Early user tests show both promise and limitations. The Verge generated an 'open-air castle with waterfalls' and explored user-created ruined structures and Hobbit-like homes. But the 3D environments hit walls after a few steps - a technical constraint that co-founder Ben Mildenhall acknowledges while noting that dedicated users can still 'stage out fairly large environments.'
'Bringing 3D to life, and understanding the richness of spatial and 3D stuff, is just a whole next level beyond the baseline of most of these other single modes,' Mildenhall told The Verge. He's targeting the massive friction in traditional 3D world-building: 'It requires such a large team and so many pieces of software and so much time and effort.'
The applications span creative industries and enterprise use cases. Authors could visualize their fictional worlds, VFX teams could rapidly prototype environments, and location scouts could generate reference materials. At the enterprise level, Mildenhall envisions companies using World Labs' technology to analyze and visualize complex datasets in 3D space.

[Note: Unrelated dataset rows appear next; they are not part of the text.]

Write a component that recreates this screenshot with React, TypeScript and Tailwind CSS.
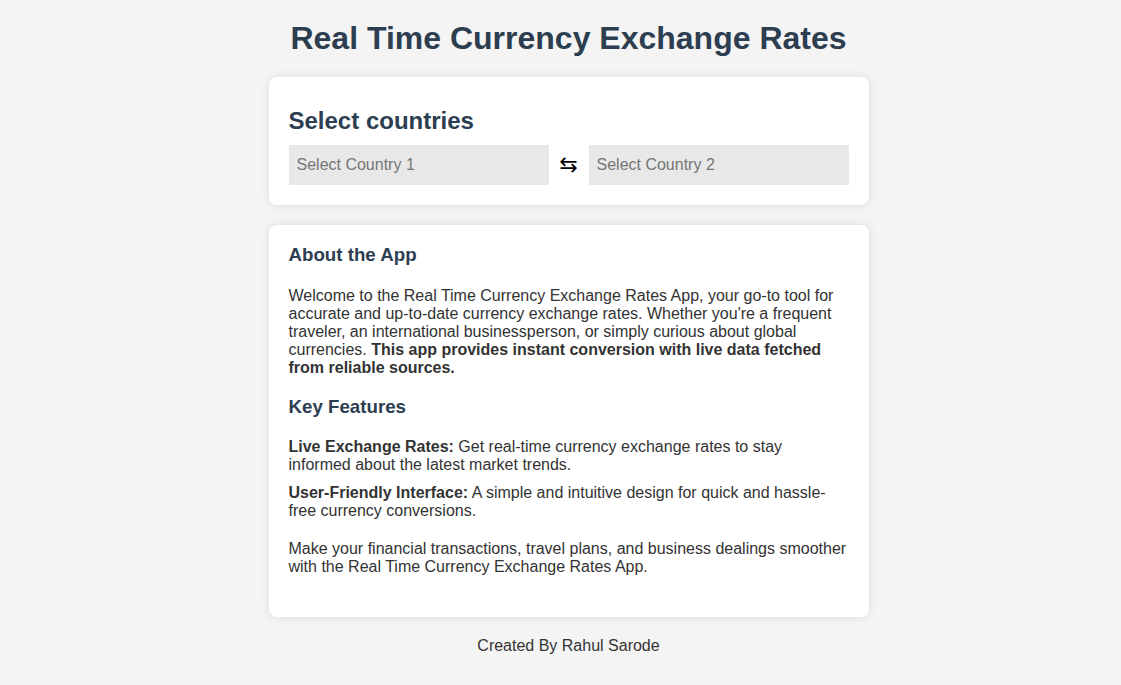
export default function App() {
  return (
    <div className="min-h-screen bg-[#f4f4f4] font-['Liberation_Sans',Arial,sans-serif] text-[#333]">
      <div className="flex flex-col items-center pl-4 pt-[20px] pb-[30px]">
        {/* Title */}
        <h1 className="text-[32px] leading-[37px] font-bold text-[#2c3e50]">
          Real Time Currency Exchange Rates
        </h1>

        {/* Select card */}
        <div className="mt-[20px] w-[600px] rounded-lg bg-white px-5 pt-[30px] pb-5 shadow-[0_0_10px_rgba(0,0,0,0.1)]">
          <h2 className="text-[24px] leading-[28px] font-bold text-[#2c3e50]">Select countries</h2>
          <div className="mt-[10px] flex items-center">
            <input
              placeholder="Select Country 1"
              className="h-10 w-[260px] bg-[#e8e8e8] px-2 text-base text-[#333] placeholder:text-[#757575] outline-none"
            />
            <div className="flex w-10 items-center justify-center text-[22px] leading-none text-black font-['DejaVu_Sans',sans-serif]">
              ⇆
            </div>
            <input
              placeholder="Select Country 2"
              className="h-10 w-[260px] bg-[#e8e8e8] px-2 text-base text-[#333] placeholder:text-[#757575] outline-none"
            />
          </div>
        </div>

        {/* About card */}
        <div className="mt-5 w-[600px] rounded-lg bg-white px-5 pt-[19px] pb-[41px] shadow-[0_0_10px_rgba(0,0,0,0.1)]">
          <h3 className="text-[18.72px] leading-[22px] font-bold text-[#2c3e50]">About the App</h3>
          <p className="mt-[21px] text-base leading-[18px]">
            Welcome to the Real Time Currency Exchange Rates App, your go-to tool for accurate and
            up-to-date currency exchange rates. Whether you're a frequent traveler, an international
            businessperson, or simply curious about global currencies.{" "}
            <b>This app provides instant conversion with live data fetched from reliable sources.</b>
          </p>

          <h3 className="mt-[19px] text-[18.72px] leading-[22px] font-bold text-[#2c3e50]">Key Features</h3>
          <p className="mt-[20px] text-base leading-[18px]">
            <b>Live Exchange Rates:</b> Get real-time currency exchange rates to stay informed about the
            latest market trends.
          </p>
          <p className="mt-[10px] text-base leading-[18px]">
            <b>User-Friendly Interface:</b> A simple and intuitive design for quick and hassle-free
            currency conversions.
          </p>
          <p className="mt-[20px] text-base leading-[18px]">
            Make your financial transactions, travel plans, and business dealings smoother with the Real
            Time Currency Exchange Rates App.
          </p>
        </div>

        {/* Footer */}
        <p className="mt-[20px] text-base leading-[18px] text-[#333]">Created By Rahul Sarode</p>
      </div>
    </div>
  )
}
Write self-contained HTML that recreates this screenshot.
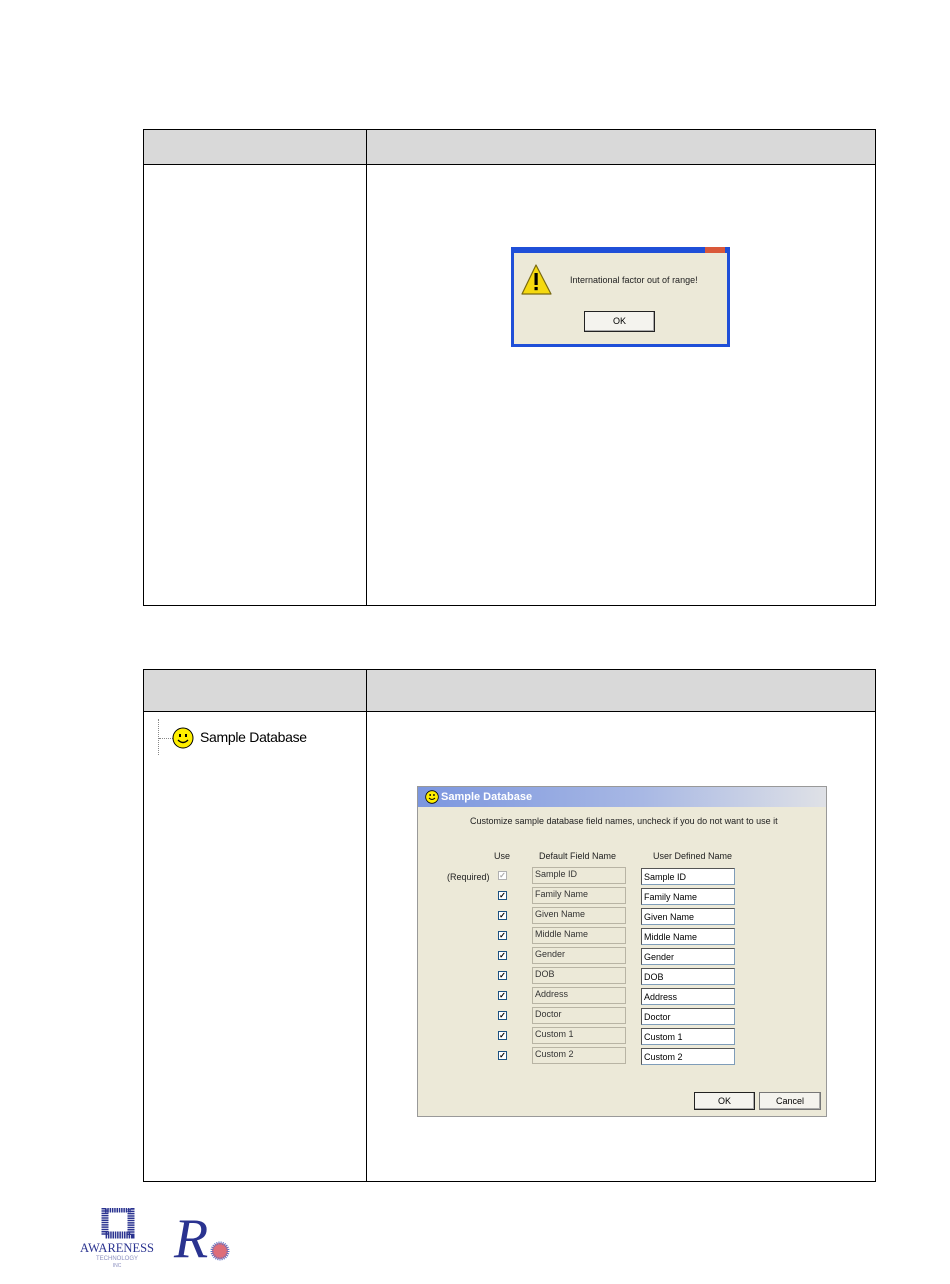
<!DOCTYPE html>
<html><head><style>
*{margin:0;padding:0;box-sizing:border-box}
body{width:950px;height:1284px;background:#fff;position:relative;font-family:"Liberation Sans",sans-serif;overflow:hidden}
.a{position:absolute}
.t{border:1px solid #000}
.hd{background:#d9d9d9}
.dlg{font-size:9px;color:#222}
.cb{position:absolute;width:9px;height:9px;border:1px solid #1c5180;background:#fff;font-size:8px;line-height:7px;text-align:center;color:#000;font-weight:bold}
.df{position:absolute;width:94px;height:17px;border:1px solid #b8b4a4;font-size:9px;padding:1px 2px;color:#333}
.uf{position:absolute;width:94px;height:17px;border:1px solid #7f9db9;border-top-color:#555;border-left-color:#555;background:#fff;font-size:9px;padding:3px 2px;color:#000}
.btn{position:absolute;border:1px solid #222;background:#f4f3ee;font-size:9px;text-align:center;line-height:16px;box-shadow:inset -1px -1px #aaa}
</style></head><body>
<div class="a t hd" style="left:143px;top:129px;width:733px;height:36px"></div>
<div class="a" style="left:143px;top:164px;width:733px;height:442px;border:1px solid #000;border-top:none"></div>
<div class="a" style="left:366px;top:129px;width:1px;height:477px;background:#000"></div>
<div class="a" style="left:511px;top:247px;width:219px;height:100px;background:#1f4fd8"></div>
<div class="a" style="left:705px;top:247px;width:20px;height:6px;background:#d9583a"></div>
<div class="a" style="left:514px;top:253px;width:213px;height:91px;background:#ece9d8"></div>
<svg class="a" style="left:521px;top:264px" width="32" height="33" viewBox="0 0 32 33"><polygon points="15,1 30,30 1,30" fill="#f5d90f" stroke="#7a6a10" stroke-width="1.2" stroke-linejoin="round"/><rect x="13.5" y="9" width="3.2" height="12" fill="#000"/><rect x="13.5" y="23" width="3.2" height="3.2" fill="#000"/></svg>
<div class="a dlg" style="left:570px;top:275px;font-size:9px">International factor out of range!</div>
<div class="btn" style="left:584px;top:311px;width:71px;height:21px;line-height:19px">OK</div>
<div class="a t hd" style="left:143px;top:669px;width:733px;height:43px"></div>
<div class="a" style="left:143px;top:711px;width:733px;height:471px;border:1px solid #000;border-top:none"></div>
<div class="a" style="left:366px;top:669px;width:1px;height:513px;background:#000"></div>
<div class="a" style="left:158px;top:719px;width:1px;height:36px;border-left:1px dotted #888"></div>
<div class="a" style="left:159px;top:738px;width:14px;height:1px;border-top:1px dotted #888"></div>
<svg class="a" style="left:172px;top:727px" width="22" height="22" viewBox="0 0 22 22"><circle cx="11" cy="11" r="10" fill="#ffef00" stroke="#000"/><rect x="7" y="7" width="2" height="3"/><rect x="13" y="7" width="2" height="3"/><path d="M6 13 Q11 18 16 13" stroke="#000" fill="none" stroke-width="1.3"/></svg>
<div class="a" style="left:200px;top:729px;font-size:14px;color:#000;letter-spacing:-0.3px">Sample Database</div>
<div class="a dlg" style="left:417px;top:786px;width:410px;height:331px;background:#ece9d8;border:1px solid #999"></div>
<div class="a" style="left:418px;top:787px;width:408px;height:20px;background:linear-gradient(90deg,#7b96df,#a8b8e4 55%,#dfe1e6)"></div>
<svg class="a" style="left:425px;top:790px" width="14" height="14" viewBox="0 0 14 14"><circle cx="7" cy="7" r="6.3" fill="#ffef00" stroke="#000" stroke-width=".8"/><rect x="4.5" y="4" width="1.3" height="2"/><rect x="8.3" y="4" width="1.3" height="2"/><path d="M4 8 Q7 11 10 8" stroke="#000" fill="none"/></svg>
<div class="a" style="left:441px;top:791px;font-size:11px;font-weight:bold;color:#fff">Sample Database</div>
<div class="a dlg" style="left:470px;top:816px">Customize sample database field names, uncheck if you do not want to use it</div>
<div class="a dlg" style="left:494px;top:851px">Use</div>
<div class="a dlg" style="left:539px;top:851px">Default Field Name</div>
<div class="a dlg" style="left:653px;top:851px">User Defined Name</div>
<div class="a dlg" style="left:447px;top:872px">(Required)</div>
<div class="cb" style="left:498px;top:871px;border-color:#b0b0b0;color:#aaa">✓</div>
<div class="cb" style="left:498px;top:891px">✓</div>
<div class="cb" style="left:498px;top:911px">✓</div>
<div class="cb" style="left:498px;top:931px">✓</div>
<div class="cb" style="left:498px;top:951px">✓</div>
<div class="cb" style="left:498px;top:971px">✓</div>
<div class="cb" style="left:498px;top:991px">✓</div>
<div class="cb" style="left:498px;top:1011px">✓</div>
<div class="cb" style="left:498px;top:1031px">✓</div>
<div class="cb" style="left:498px;top:1051px">✓</div>
<div class="df" style="left:532px;top:867px">Sample ID</div><div class="uf" style="left:641px;top:868px">Sample ID</div>
<div class="df" style="left:532px;top:887px">Family Name</div><div class="uf" style="left:641px;top:888px">Family Name</div>
<div class="df" style="left:532px;top:907px">Given Name</div><div class="uf" style="left:641px;top:908px">Given Name</div>
<div class="df" style="left:532px;top:927px">Middle Name</div><div class="uf" style="left:641px;top:928px">Middle Name</div>
<div class="df" style="left:532px;top:947px">Gender</div><div class="uf" style="left:641px;top:948px">Gender</div>
<div class="df" style="left:532px;top:967px">DOB</div><div class="uf" style="left:641px;top:968px">DOB</div>
<div class="df" style="left:532px;top:987px">Address</div><div class="uf" style="left:641px;top:988px">Address</div>
<div class="df" style="left:532px;top:1007px">Doctor</div><div class="uf" style="left:641px;top:1008px">Doctor</div>
<div class="df" style="left:532px;top:1027px">Custom 1</div><div class="uf" style="left:641px;top:1028px">Custom 1</div>
<div class="df" style="left:532px;top:1047px">Custom 2</div><div class="uf" style="left:641px;top:1048px">Custom 2</div>
<div class="btn" style="left:694px;top:1092px;width:61px;height:18px">OK</div>
<div class="btn" style="left:759px;top:1092px;width:62px;height:18px;border-color:#777">Cancel</div>
<svg class="a" style="left:78px;top:1208px" width="78" height="60" viewBox="0 0 78 60">
<rect x="27" y="1" width="26" height="26" fill="none" stroke="#2a3390" stroke-width="7" stroke-dasharray="1.5 0.8"/>
<rect x="33" y="7" width="14" height="14" fill="#fff"/>
<text x="39" y="44" font-family="Liberation Serif" font-size="13" fill="#2a3390" text-anchor="middle" textLength="74" lengthAdjust="spacingAndGlyphs">AWARENESS</text>
<text x="39" y="52" font-family="Liberation Sans" font-size="6" fill="#8c90c0" text-anchor="middle">TECHNOLOGY</text>
<text x="39" y="59" font-family="Liberation Sans" font-size="5" fill="#8c90c0" text-anchor="middle">INC</text>
</svg>
<svg class="a" style="left:170px;top:1205px" width="62" height="64" viewBox="0 0 62 64">
<text x="4" y="52" font-family="Liberation Serif" font-style="italic" font-size="56" fill="#2a3390">R</text>
<circle cx="50" cy="46" r="8" fill="#d03040" opacity=".7"/>
<circle cx="50" cy="46" r="8" fill="none" stroke="#6070c0" stroke-dasharray="1 1" stroke-width="3"/>
</svg>
</body></html>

This launch puts World Labs in direct competition with emerging spatial AI companies while challenging established players like Meta, which has invested heavily in 3D world-building through its metaverse initiatives. The timing coincides with renewed industry focus on spatial computing, driven partly by Apple's Vision Pro launch and advancing AR/VR hardware.

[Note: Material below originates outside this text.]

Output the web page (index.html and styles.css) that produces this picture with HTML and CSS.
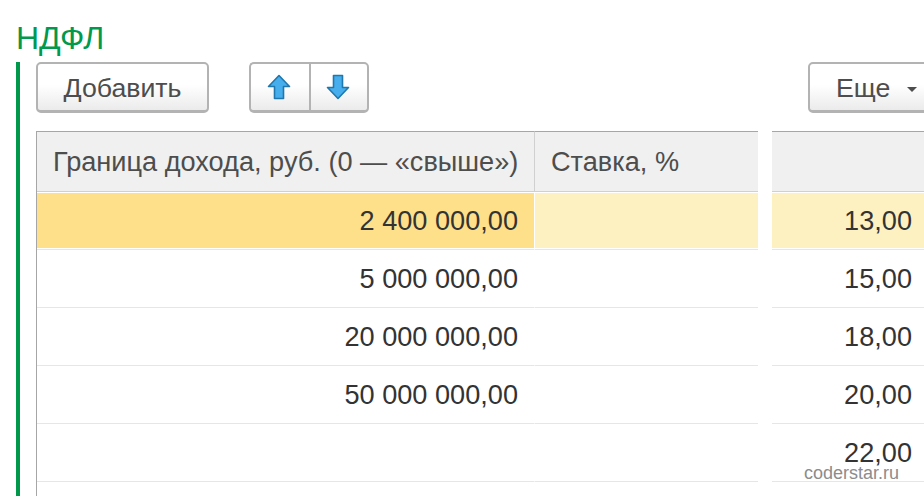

Li's track record adds weight to the ambitious vision. As co-director of Stanford's Institute for Human-Centered Artificial Intelligence and former chief scientist at Google Cloud, she's been at the center of AI's major breakthroughs. Her ImageNet dataset helped launch the deep learning revolution that powers today's generative AI boom.
'Even given the limitations of this model, we are seeing the light beyond where we are in some emerging behaviors,' Li said, noting that users can create spaces 'beyond human imagination.' The comment hints at the emergent capabilities that often surprise AI researchers as users push systems in unexpected directions.
World Labs' Marble represents more than just another AI tool - it's a bet that the next phase of artificial intelligence will be fundamentally spatial. With Li's pedigree and substantial funding behind it, the platform could reshape how creators approach 3D content while opening new markets for AI-generated environments. The current limitations don't diminish the potential impact if World Labs can deliver on its vision of making 3D world-building as accessible as writing a prompt.